Commented Feb 8, 2019 at 18:00

2 Answers 2

The dentist wrote to me that he would remake the crown free of charge. After starting the remaking process, he said his time was free but material was not. He estimated the additional fee to be around $400. But the final fee was more than $1000.

An estimate is normally merely a guess, not a binding quotation of a price, so the fact that he estimated the price to be $400 and that it actually turned out to be $1000 is not itself improper.

If he told you that you were being charged for materials and not time, and then he charged you for both materials and time, the amount he charged for time should not be allowed because he agreed on a price for his time ($0) for this task and oral agreements are still valid.

If you were charged for both, your position legally would be stronger if you paid for the material portion of the invoice but not the labor portion, although as a practical matter, it makes sense not to pay anything until the dentists agrees to accept the amount that you will pay as payment in full.

You could complain that the amount is much more than estimated and ask for a discount as a matter of professional courtesy and good business practices, but you don't have a right to a discount merely because the price ended up being more than the dentist estimated that it would be.

Arguably, the dentist said he would remake the crown free of charge, the dentist made a promise (and arguably this was to satisfy an implied warranty obligation for his work). But, when he told you that he would be charging you for materials before the crown was put in and you went ahead and had it put in anyway, this probably constituted a valid agreement to modify the terms of the arrangement.

You gave the dentist nothing in exchange for his promise to remake the crown free of charge so that promise would probably not be enforceable, even though it was in writing, because it was not supported by consideration (unless the dentist had, in fact, warrantied his work and broken the warranty, in which case it should be free).

answered Feb 7, 2019 at 19:02 229k 15 15 gold badges 442 442 silver badges 779 779 bronze badges

In Germany some estimates ("Kostenvoranschlag") certainly have some binding effect. It's less than an offer but cannot be exceeded by more than a certain margin. I'm not sure whether there is some magic word that needs to appear in the estimate (like, "estimate") or whether it's simply any price quoted by the professional.

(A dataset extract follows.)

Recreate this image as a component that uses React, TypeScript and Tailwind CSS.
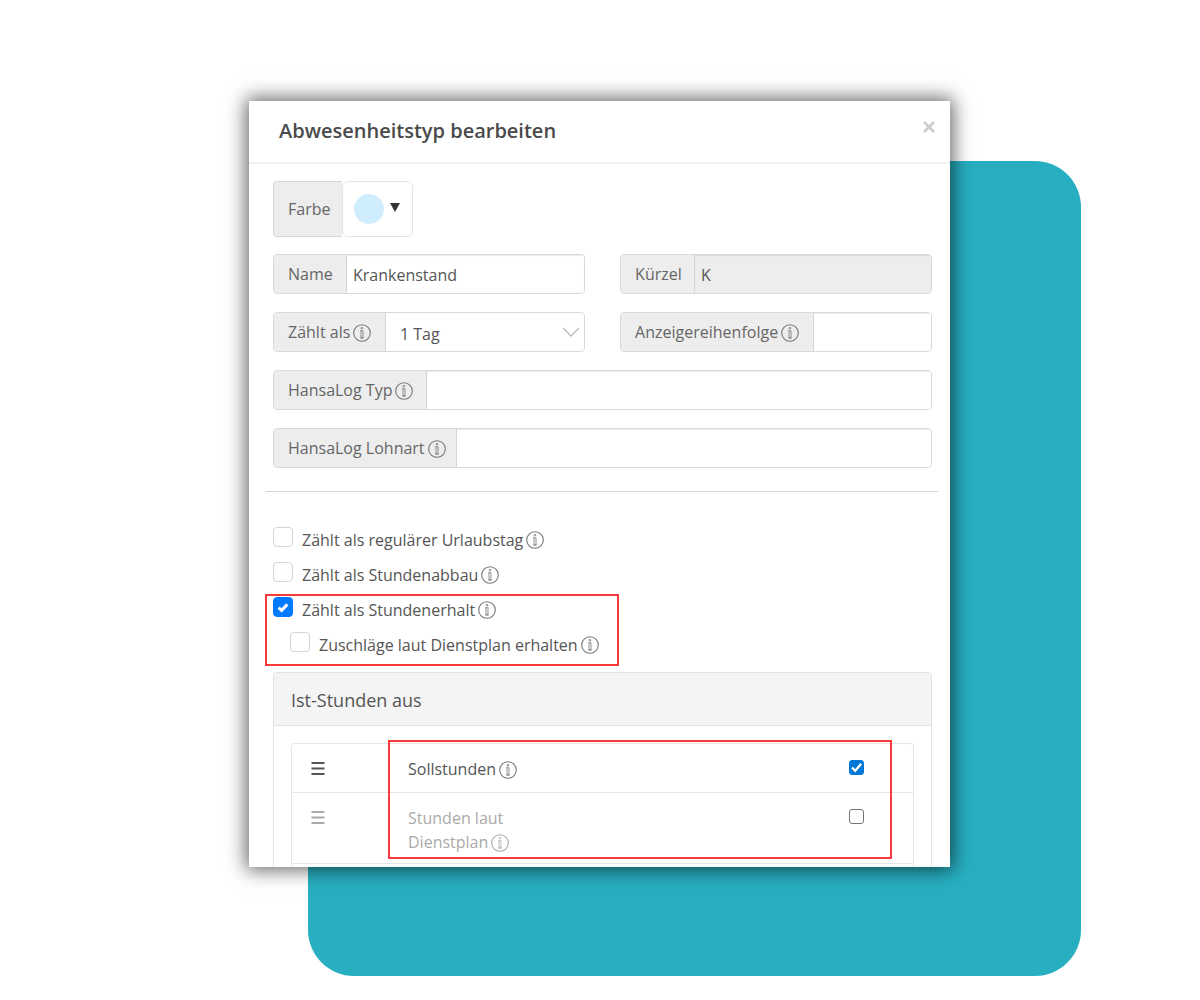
import * as React from "react";
import clsx from "clsx";

const InfoIcon: React.FC<{ className?: string }> = ({ className }) => (
  <svg
    viewBox="0 0 18 18"
    fill="none"
    stroke="currentColor"
    className={clsx("inline-block h-[18px] w-[18px] shrink-0", className)}
    aria-hidden="true"
  >
    <circle cx="9" cy="9" r="8.3" strokeWidth="1.1" />
    <circle cx="9" cy="4.2" r="0.8" strokeWidth="0.9" />
    <path d="M7.2 6.7h2.8v7.2H8V6.7M7.2 14h3.6" strokeWidth="0.8" />
  </svg>
);

const CheckMark: React.FC<{ d: string }> = ({ d }) => (
  <svg
    viewBox="0 0 20 20"
    fill="none"
    stroke="white"
    strokeWidth="3"
    className="pointer-events-none invisible col-start-1 row-start-1 h-full w-full peer-checked:visible"
    aria-hidden="true"
  >
    <path d={d} />
  </svg>
);

const groupClass =
  "flex h-10 overflow-hidden rounded border border-[#d9d9d9] bg-white focus-within:border-[#80bdff]";
const addonClass =
  "flex shrink-0 items-center gap-[3px] border-r border-[#d6d6d6] bg-[#ededed] pl-3.5 whitespace-nowrap text-[#666]";
const inputClass =
  "min-w-0 flex-1 bg-white px-1.5 pt-0.5 shadow-[inset_0_1px_1px_rgba(0,0,0,0.08)] outline-none read-only:bg-[#ededed]";

interface FieldProps {
  id: string;
  label: string;
  addonWidth: string;
  info?: boolean;
  value?: string;
  readOnly?: boolean;
  className?: string;
}

const Field: React.FC<FieldProps> = ({ id, label, addonWidth, info, value, readOnly, className }) => (
  <div className={clsx(groupClass, className)}>
    <label htmlFor={id} className={clsx(addonClass, addonWidth)}>
      {label}
      {info && <InfoIcon className="mt-0.5 text-[#777]" />}
    </label>
    <input id={id} type="text" defaultValue={value} readOnly={readOnly} className={inputClass} />
  </div>
);

interface OptionProps {
  id: string;
  label: string;
  checked?: boolean;
  className?: string;
}

const Option: React.FC<OptionProps> = ({ id, label, checked, className }) => (
  <div className={clsx("flex h-[35px] items-start", className)}>
    <span className="grid h-5 w-5 shrink-0">
      <input
        id={id}
        type="checkbox"
        defaultChecked={checked}
        className="peer col-start-1 row-start-1 h-5 w-5 appearance-none rounded border border-[#d4d4d4] bg-white checked:border-[#007bff] checked:bg-[#007bff]"
      />
      <CheckMark d="M5.6 10.6l3 2.8 5.8-6" />
    </span>
    <label htmlFor={id} className="flex items-center gap-[3px] pt-px pl-[9px] leading-6">
      {label}
      <InfoIcon className="text-[#777]" />
    </label>
  </div>
);

const sources = [
  { id: "target", lines: ["Sollstunden"], active: true },
  { id: "roster", lines: ["Stunden laut", "Dienstplan"], active: false },
];

export default function App() {
  return (
    <main className="min-h-screen bg-white pt-[101px] pr-[9.9%] pl-[20.75%] font-['Open_Sans','Noto_Sans',sans-serif] text-base leading-6 text-[#555]">
      <div className="grid">
        <div className="col-start-1 row-start-1 mt-[60px] ml-[59px] rounded-[46px] bg-[#27afc1]" />
        <section className="z-10 col-start-1 row-start-1 mr-[131px] mb-[109px] bg-white shadow-[0_0_18px_3px_rgba(0,0,0,0.6)]">
          <header className="flex h-[63px] items-start justify-between border-b-2 border-[#f1f1f1] pt-4 pr-3.5 pl-[30px]">
            <h1 className="text-xl leading-7 font-semibold text-[#4a4a4a]">
              Abwesenheitstyp bearbeiten
            </h1>
            <button type="button" aria-label="Schließen" className="mt-[3px] text-[#ccc]">
              <svg viewBox="0 0 14 14" className="h-3.5 w-3.5" stroke="currentColor" strokeWidth="2.6">
                <path d="M2 2l10 10M12 2L2 12" />
              </svg>
            </button>
          </header>

          <form className="pt-[17px] pr-[18px] pl-6">
            <div className="flex h-14">
              <label
                htmlFor="color"
                className="flex w-[69px] items-center rounded-l border border-r-0 border-[#d6d6d6] bg-[#ededed] pl-3.5 text-[#666]"
              >
                Farbe
              </label>
              <button
                id="color"
                type="button"
                className="flex w-[71px] items-center gap-1.5 rounded-md border border-[#e4e4e4] bg-white pl-[11px]"
              >
                <span className="h-[30px] w-[30px] rounded-full bg-[#d0edfd]" />
                <svg viewBox="0 0 10 9" className="mb-1 h-[9px] w-2.5" fill="#333">
                  <path d="M0 0h10L5 9z" />
                </svg>
              </button>
            </div>

            <div className="mt-[17px] grid grid-cols-2 gap-x-[35px] gap-y-[18px]">
              <Field id="name" label="Name" addonWidth="w-[73px]" value="Krankenstand" />
              <Field id="short" label="Kürzel" addonWidth="w-[74px]" value="K" readOnly />
              <div className={groupClass}>
                <label htmlFor="counts" className={clsx(addonClass, "w-[112px]")}>
                  Zählt als
                  <InfoIcon className="mt-0.5 text-[#777]" />
                </label>
                <div className="grid flex-1">
                  <select
                    id="counts"
                    className="col-start-1 row-start-1 appearance-none bg-white pt-1 pl-3.5 outline-none"
                  >
                    <option>1 Tag</option>
                  </select>
                  <svg
                    viewBox="0 0 18 10"
                    fill="none"
                    stroke="#bbb"
                    strokeWidth="1.3"
                    className="pointer-events-none col-start-1 row-start-1 mr-1 h-2.5 w-[18px] self-center justify-self-end"
                  >
                    <path d="M1 1l8 8 8-8" />
                  </svg>
                </div>
              </div>
              <Field id="order" label="Anzeigereihenfolge" addonWidth="w-[193px]" info />
              <Field id="type" label="HansaLog Typ" addonWidth="w-[153px]" info className="col-span-2" />
              <Field id="wage" label="HansaLog Lohnart" addonWidth="w-[183px]" info className="col-span-2" />
            </div>

            <hr className="mt-[23px] -mr-1.5 -ml-[7px] border-[#d4d4d4]" />

            <div className="mt-[35px]">
              <Option id="vacation" label="Zählt als regulärer Urlaubstag" />
              <Option id="reduction" label="Zählt als Stundenabbau" />
              <div className="relative">
                <Option id="credit" label="Zählt als Stundenerhalt" checked />
                <Option id="surcharge" label="Zuschläge laut Dienstplan erhalten" className="pl-[17px]" />
                <div className="pointer-events-none absolute -top-[3px] -left-2 h-[72px] w-[354px] border-2 border-[#f93a3a]" />
              </div>
            </div>

            <div className="mt-[5px] rounded-t border border-b-0 border-[#e3e3e3]">
              <h2 className="border-b border-[#e3e3e3] bg-[#f4f4f4] px-[17px] pt-3.5 pb-3 text-lg leading-[26px]">
                Ist-Stunden aus
              </h2>
              <div className="relative px-[17px] pt-[17px]">
                <div className="rounded-t border border-b-0 border-[#e6e6e6]">
                  <table className="w-full">
                    <tbody>
                      {sources.map((source) => (
                        <tr
                          key={source.id}
                          className={clsx("border-b border-[#e6e6e6] align-top", !source.active && "text-[#aaa]")}
                        >
                          <td className="w-[116px] pt-[18px] pl-[19px]">
                            <svg
                              viewBox="0 0 14 13"
                              stroke="currentColor"
                              strokeWidth="1.8"
                              className="h-[13px] w-3.5"
                            >
                              <path d="M0.5 1h13M0.5 6.5h13M0.5 12h13" />
                            </svg>
                          </td>
                          <td className={source.active ? "pt-[13px] pb-[11px]" : "pt-[13px] pb-[9px]"}>
                            <label htmlFor={source.id}>
                              {source.lines.map((line, i) => (
                                <span key={line} className="flex items-center gap-[3px]">
                                  {line}
                                  {i === source.lines.length - 1 && (
                                    <InfoIcon className={clsx("mt-0.5", source.active && "text-[#777]")} />
                                  )}
                                </span>
                              ))}
                            </label>
                          </td>
                          <td className="w-[64px] pt-4">
                            <span className="grid h-[15px] w-[15px]">
                              <input
                                id={source.id}
                                type="checkbox"
                                defaultChecked={source.active}
                                className="peer col-start-1 row-start-1 h-[15px] w-[15px] appearance-none rounded-[3px] border border-[#767676] bg-white checked:border-[#0078d7] checked:bg-[#0078d7]"
                              />
                              <CheckMark d="M4 10.2l4.4 4.2 7.8-9.4" />
                            </span>
                          </td>
                        </tr>
                      ))}
                    </tbody>
                  </table>
                  <div className="h-[3px]" />
                </div>
                <div className="pointer-events-none absolute top-3.5 right-[39px] left-[114px] h-[119px] border-2 border-[#f93a3a]" />
              </div>
            </div>
          </form>
        </section>
      </div>
    </main>
  );
}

Commented Dec 9, 2020 at 18:43

It depends on why you are having the crown remade: who is responsible for the resulting color, or the dissatisfaction with the color? If the lab did not construct the crown as specified, that is the lab's ultimate responsibility, and the dentist would be responsible for going after the lab. If the dentist used his own Crown-o-Mat and the machine malfunctioned, the dentist would have to go after the machine manufacturer. That covers "blame a third party cases". If the dentist entered incorrect color information on the order / in the machine, that is his responsibility and ha would have to eat the cost of materials. If the dentist made a plainly incorrect judgment of tooth color (and did correctly transmit that data to the maker), he would also be responsible -- that is, the dentist might have been negligent in determining or transmitting information about the color.

If the problem is that you are not satisfied with the color, we would need to know what your role was in selecting the color. For example, were you given an opportunity to choose between colors A and B? Did you have a chance to "sign off", by saying "yes, that is okay"? If so, you have contributed to the problem (perhaps you had a change of heart after the fact), so you would be partially to completely responsible for the expense of a replacement. If the correct answer is C and the dentist negligently only gave you the choice A vs. B, the dentist would be responsible. The underlying principle is, figure out who is responsible (who was negligent, or willful). If you are both at fault, then responsibility and cost are (generally) shared proportional to the degree of fault.

If you refuse to pay, the dentist will presumably submit the case to a collection agency, unless he knows that he is in fact responsible and he had just hoped that you would volunteer to cover his materials cost. Ultimately the matter might end up in court, and the court would look at all of the facts and determine who is responsible. You could simply ask him what he thinks his legal responsibility is when he makes an error – that assumes that the error was his (or the lab's).

A further complication would be that since we don't know your jurisdiction, we don't know whether dentistry is a government-controlled business: if that is the case, it's a question of what the regulations say.